In the case of chemSKI the chemlambda nodes do not interpret the node S as a fanout, nor the pure chemSKI nodes (I,S,K) do not see FO and FOE as fanouts. Differently, if you change to the chemistry chemSKI+λ then the reductions work better, with the price of mixing the FO and FOE nodes into the pure chemSKI formalism.
There is not yet a variant of chemSKI compatible with dirIC (directed Interaction Combinators), because in dirIC the rewrite A-FOE from chemlambda is replaced by a rewrite FI-A. This breaks the adaptation chemSKI+λ of chemSKI to chemlambda by replacing the node S as a fanout by a node FOE. It is an interesting problem to consider.
All the programs are abundantly commented, for the convenience of the reader. The way rewrites are done by the programs is described shortly here.
The recognition of the LHS pattern is defined in [chemistry.js from line 293] in the function
findTransform(n1), where "n1" is the node where the recognition of the LHS pattern algorithm starts (it should have the type ot the "right" field of the transform). The rewrite is identified by the "action" field, for our example, the rewrite I-S, we have action:"terminIS", and the recognition of the LHS pattern for that transform is done at
[chemistry.js lines 448-456], which starts with:
"case "terminIS": case "terminIFOE": "
(Thus we may have the same algorithm of recognizing LHS patterns for different action fields, which is not surprising, because the algorithm describes an abstract way to visit a pattern and to perform checks.)
If the LHS pattern of the transform trans (defined by the transform "action" field and the node n1 seen as a node of the type defined by the "right" field) is found then the function returns the transform trans. Then the graph rewrite is done by the function doTransform(n1, trans), defined in [chemistry.js from line 602]. At the level of mol files, doing the rewrite means: eliminate the lines in the mol file which correspond to the nodes from the identified LHS pattern, add to the mol file the new lines corresponding to the RHS pattern.
There is no canonical way, no particular order of the lines in the mol file associated to a graph. Any permutation of the lines in the mol file describes the same graph. Any renaming of the edges describes the same graph. That is why we randomly shuffle the mol file before looking for rewrites and we also randomize the choice of rewrites which will be applied.
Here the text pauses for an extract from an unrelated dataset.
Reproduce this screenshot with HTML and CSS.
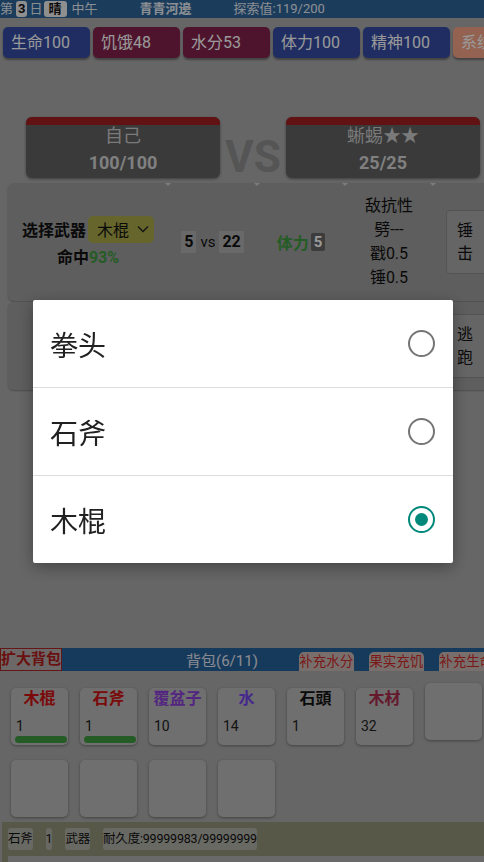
FILE: index.html
```html
<!DOCTYPE html>
<html lang="zh">
<head>
    <meta charset="UTF-8">
    <meta name="viewport" content="width=device-width, initial-scale=1.0">
    <title>荒野求生</title>
    <link rel="stylesheet" href="styles.css">
</head>
<body>

<div class="app">
    <div class="top-bar">
        <span class="day">第<span class="chip">3</span>日<span class="chip wide">晴</span>中午</span>
        <span class="place">青青河邊</span>
        <span class="explore">探索值:119/200</span>
    </div>

    <div class="stats">
        <div class="stat life">生命100</div>
        <div class="stat need">饥饿48</div>
        <div class="stat need">水分53</div>
        <div class="stat life">体力100</div>
        <div class="stat life">精神100</div>
        <div class="stat system">系统</div>
    </div>

    <div class="fighters">
        <div class="fighter">
            <div class="hp-bar"></div>
            <div class="fighter-name">自己</div>
            <div class="fighter-hp">100/100</div>
        </div>
        <div class="vs">VS</div>
        <div class="fighter">
            <div class="hp-bar"></div>
            <div class="fighter-name">蜥蜴★★</div>
            <div class="fighter-hp">25/25</div>
        </div>
    </div>

    <div class="battle">
        <div class="col weapon">
            <div class="weapon-line">
                <b>选择武器</b>
                <span class="select">木棍
                    <svg width="12" height="8" viewBox="0 0 12 8"><polyline points="1,1.5 6,6.5 11,1.5" fill="none" stroke="#222" stroke-width="1.3"/></svg>
                </span>
            </div>
            <div class="hit">命中<span class="green">93%</span></div>
        </div>
        <div class="col dmg"><span class="num">5</span><span class="vs-small">vs</span><span class="num">22</span></div>
        <div class="col cost"><span class="green">体力</span><span class="cost-num">5</span></div>
        <div class="col resist">敌抗性<br>劈---<br>戳0.5<br>锤0.5</div>
        <div class="col action"><button class="act">锤<br>击</button></div>
    </div>

    <div class="battle second">
        <div class="col action"><button class="act">逃<br>跑</button></div>
    </div>

    <div class="bag-bar">
        <div class="expand">扩大背包</div>
        <div class="bag-title">背包(6/11)</div>
        <div class="bag-actions">
            <div class="bag-btn">补充水分</div>
            <div class="bag-btn">果实充饥</div>
            <div class="bag-btn">补充生命</div>
        </div>
    </div>

    <div class="items">
        <div class="cell"><div class="item-name red">木棍</div><div class="count">1</div><div class="durability"></div></div>
        <div class="cell"><div class="item-name red">石斧</div><div class="count">1</div><div class="durability"></div></div>
        <div class="cell"><div class="item-name purple">覆盆子</div><div class="count">10</div></div>
        <div class="cell"><div class="item-name violet">水</div><div class="count">14</div></div>
        <div class="cell"><div class="item-name">石頭</div><div class="count">1</div></div>
        <div class="cell"><div class="item-name maroon">木材</div><div class="count">32</div></div>
        <div class="cell lifted"></div>
        <div class="cell"></div>
        <div class="cell"></div>
        <div class="cell"></div>
        <div class="cell"></div>
    </div>

    <div class="info">
        <div class="info-tags">
            <span class="tag">石斧</span>
            <span class="tag">1</span>
            <span class="tag">武器</span>
            <span class="tag">耐久度:99999983/99999999</span>
        </div>
        <div class="equip-line"><span>装备</span><span>耐久度</span></div>
    </div>
</div>

<div class="overlay"></div>
<div class="dialog">
    <div class="option">拳头<span class="radio"></span></div>
    <div class="option">石斧<span class="radio"></span></div>
    <div class="option">木棍<span class="radio checked"></span></div>
</div>

</body>
</html>
```

FILE: styles.css
```css
:root {
    --page-color: #aaaaaa;
    --panel-color: #9d9d9d;
    --green: #3f9a3f;
    --teal: #00897b;
    --font-family: Roboto, "Noto Sans CJK SC", sans-serif;
}

* {
    box-sizing: border-box;
}

body {
    margin: 0;
    background-color: var(--page-color);
    font-family: var(--font-family);
    color: #111;
}

.app {
    width: 484px;
    height: 862px;
    overflow: hidden;
}

/* top status line */
.top-bar {
    display: flex;
    align-items: center;
    height: 18px;
    background-color: #2f6499;
    color: #e6edf5;
    font-size: 13px;
    line-height: 18px;
    white-space: nowrap;
}

.chip {
    display: inline-block;
    background-color: #eeeeee;
    color: #111;
    font-weight: bold;
    border-radius: 3px;
    line-height: 16px;
    padding: 0 2px;
    margin: 0 2px 0 3px;
}

.chip.wide {
    padding: 0 5px;
    margin: 0 5px 0 1px;
}

.place {
    margin-left: 42px;
    font-weight: bold;
}

.explore {
    margin-left: 42px;
}

/* stat buttons */
.stats {
    display: flex;
    gap: 3px;
    margin-top: 9px;
    padding-left: 3px;
    white-space: nowrap;
}

.stat {
    flex: 0 0 87px;
    height: 31px;
    padding-left: 8px;
    border-radius: 5px;
    color: #ffffff;
    font-size: 16px;
    line-height: 31px;
    box-shadow: 0 2px 2px rgba(0, 0, 0, 0.35);
}

.life {
    background-color: #344ca4;
}

.need {
    background-color: #84224c;
}

.system {
    background-color: #f6a487;
}

/* fighters */
.fighters {
    display: flex;
    margin-top: 59px;
    padding-left: 26px;
}

.fighter {
    width: 194px;
    height: 61px;
    background-color: #616161;
    border-radius: 6px;
    overflow: hidden;
    text-align: center;
    box-shadow: 0 1px 3px rgba(0, 0, 0, 0.4);
}

.hp-bar {
    height: 8px;
    background-color: #a31f1f;
}

.fighter-name {
    color: #cccccc;
    font-size: 18px;
    line-height: 22px;
}

.fighter-hp {
    margin-top: 2px;
    color: #d6d6d6;
    font-size: 18px;
    font-weight: bold;
    line-height: 28px;
}

.vs {
    width: 66px;
    align-self: flex-end;
    margin-bottom: -2px;
    color: #8e8e8e;
    font-size: 44px;
    font-weight: bold;
    line-height: 46px;
    text-align: center;
}

/* battle panel */
.battle {
    display: grid;
    grid-template-columns: 160px 89px 88px 88px 1fr;
    height: 118px;
    margin: 5px -10px 0 8px;
    background-color: var(--panel-color);
    border-radius: 6px;
    box-shadow: 0 1px 2px rgba(0, 0, 0, 0.25);
    font-size: 16px;
}

.battle.second {
    height: 88px;
    margin-top: 1px;
}

.battle.second .action {
    grid-column: 5;
}

.col {
    position: relative;
    display: flex;
    align-items: center;
    justify-content: center;
}

.col + .col::before {
    content: "";
    position: absolute;
    top: 0;
    left: -3px;
    border-left: 3px solid transparent;
    border-right: 3px solid transparent;
    border-top: 3px solid #cfcfcf;
}

.weapon {
    flex-direction: column;
}

.weapon-line {
    display: flex;
    align-items: center;
    gap: 2px;
}

.select {
    display: flex;
    align-items: center;
    gap: 8px;
    height: 27px;
    padding: 0 5px 0 9px;
    background-color: #a8a84a;
    border-radius: 5px;
}

.hit {
    margin-top: 4px;
    font-weight: bold;
    line-height: 22px;
}

.green {
    color: var(--green);
    font-weight: bold;
}

.num {
    padding: 0 3px;
    background-color: #b0b0b0;
    font-weight: bold;
    line-height: 22px;
}

.vs-small {
    margin: 0 4px;
    font-size: 15px;
}

.cost-num {
    margin-left: 2px;
    padding: 0 3px;
    background-color: #646464;
    border-radius: 2px;
    color: #ffffff;
    font-weight: bold;
    font-size: 15px;
    line-height: 18px;
}

.resist {
    text-align: center;
    line-height: 24px;
}

.action {
    justify-content: flex-start;
}

.act {
    width: 46px;
    height: 64px;
    margin-left: 13px;
    padding: 0 0 0 10px;
    background-color: #a9a9a9;
    border: 1px solid #8a8a8a;
    border-radius: 4px;
    color: #111;
    font-family: var(--font-family);
    font-size: 16px;
    line-height: 23px;
    text-align: left;
}

/* bag */
.bag-bar {
    display: flex;
    align-items: flex-end;
    height: 23px;
    margin-top: 258px;
    background-color: #256199;
    white-space: nowrap;
}

.expand {
    width: 66px;
    height: 23px;
    background-color: #b4aeae;
    border: 1px solid #a82626;
    color: #b01c1c;
    font-size: 15px;
    font-weight: bold;
    line-height: 21px;
    text-align: center;
}

.bag-title {
    align-self: center;
    margin-left: 124px;
    color: #e6e6f2;
    font-size: 15px;
}

.bag-actions {
    display: flex;
    gap: 15px;
    margin-left: 41px;
}

.bag-btn {
    width: 55px;
    height: 19px;
    background-color: #c8bab5;
    border-radius: 5px 5px 0 0;
    color: #cc2a2a;
    font-size: 13.5px;
    line-height: 19px;
    text-align: center;
}

.items {
    display: grid;
    grid-template-columns: repeat(7, 57px);
    grid-auto-rows: 57px;
    column-gap: 12px;
    row-gap: 15px;
    margin-top: 17px;
    padding-left: 11px;
}

.cell {
    background-color: #b9b9b9;
    border-radius: 5px;
    box-shadow: 0 1px 3px rgba(0, 0, 0, 0.35);
}

.cell.lifted {
    transform: translateY(-5px);
}

.item-name {
    margin-top: 1px;
    font-size: 16px;
    font-weight: bold;
    line-height: 20px;
    text-align: center;
}

.red {
    color: #cc1111;
}

.purple {
    color: #8a3fd6;
}

.violet {
    color: #7444e8;
}

.maroon {
    color: #a72a4b;
}

.count {
    margin-top: 7px;
    padding-left: 5px;
    font-size: 14px;
    line-height: 20px;
    color: #222;
}

.durability {
    width: 52px;
    height: 7px;
    margin-left: 4px;
    background-color: #3f9a3f;
    border-radius: 4px;
}

/* selected item info */
.info {
    height: 60px;
    margin: 5px 0 0 2px;
    padding: 6px 0 0 6px;
    background-color: #93937b;
}

.info-tags {
    display: flex;
    gap: 13px;
}

.tag {
    background-color: #afafa7;
    border-radius: 3px;
    font-size: 12.5px;
    letter-spacing: -0.2px;
    line-height: 22px;
}

.equip-line {
    display: flex;
    gap: 32px;
    height: 30px;
    margin-top: 6px;
    padding: 2px 0 0 202px;
    background-color: #afafaf;
    font-size: 13px;
}

/* weapon picker dialog */
.overlay {
    position: fixed;
    top: 0;
    left: 0;
    right: 0;
    bottom: 0;
    background-color: rgba(0, 0, 0, 0.4);
}

.dialog {
    position: fixed;
    top: 300px;
    left: 33px;
    width: 420px;
    background-color: #ffffff;
    border-radius: 2px;
    box-shadow: 0 4px 16px rgba(0, 0, 0, 0.35);
}

.option {
    display: flex;
    align-items: center;
    justify-content: space-between;
    height: 87px;
    padding: 0 18px 0 17px;
    color: #212121;
    font-size: 28px;
}

.option + .option {
    border-top: 1px solid #dddddd;
    box-sizing: content-box;
}

.radio {
    display: flex;
    align-items: center;
    justify-content: center;
    width: 27px;
    height: 27px;
    border: 2.5px solid #757575;
    border-radius: 50%;
}

.radio.checked {
    border-color: var(--teal);
}

.radio.checked::after {
    content: "";
    width: 13px;
    height: 13px;
    border-radius: 50%;
    background-color: var(--teal);
}
```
The probability of application of rewrites depends on their "kind", but roughly there is a parameter which is controlled by the "rewrites weight slider" which favors either the rewrites of the kind which increases (or does not decrease)the number of nodes (ie "GROW"), typically of kind "DIST", or the kind which decreases the number of nodes (ie "SLIM"), such as kinds "TERMINATION" or "BETA". Another control we have is to associate to the edges of the graph an age (how many time steps since that edge appeared) and then to favor the rewrites performed on older edges first. As the programs don't do rewrites in parallel (although the first version, in awk, chemlambda-gui, does this for chemlambda v2), this age-based choice of rewrites is a good approximation of the choice to do as much as possible independent rewrites, as soon as possible. This age-based strategy is not used in this version of chemSKI. See Alife properties of directed interaction combinators vs. chemlambda. Marius Buliga (2020), arXiv:2005.06060.
The chemSKI molecule associated to a SKI combinator term is simply the syntax tree of the term, which has as leaves the S,K,I combinator nodes. Go to Play with chemSKI to use the parser. Use the window "λ or SKI -> mol" to parse a SKI combinator to chemSKI. Actually this is a parser from lambda calculus AND SKI combinators to chemlambda AND chemSKI, where the letters "S", "K" and "I" are treated as in SKI. The source is at [0parser.js].
Examples:
SII will not work, use a space for application: S I I will be understood as the term (S I) I.
(S I I) (S I I) will work
Also, the parser works for lambda terms, like (\x.x x) (\x.x x) or (\x.\y.x) z.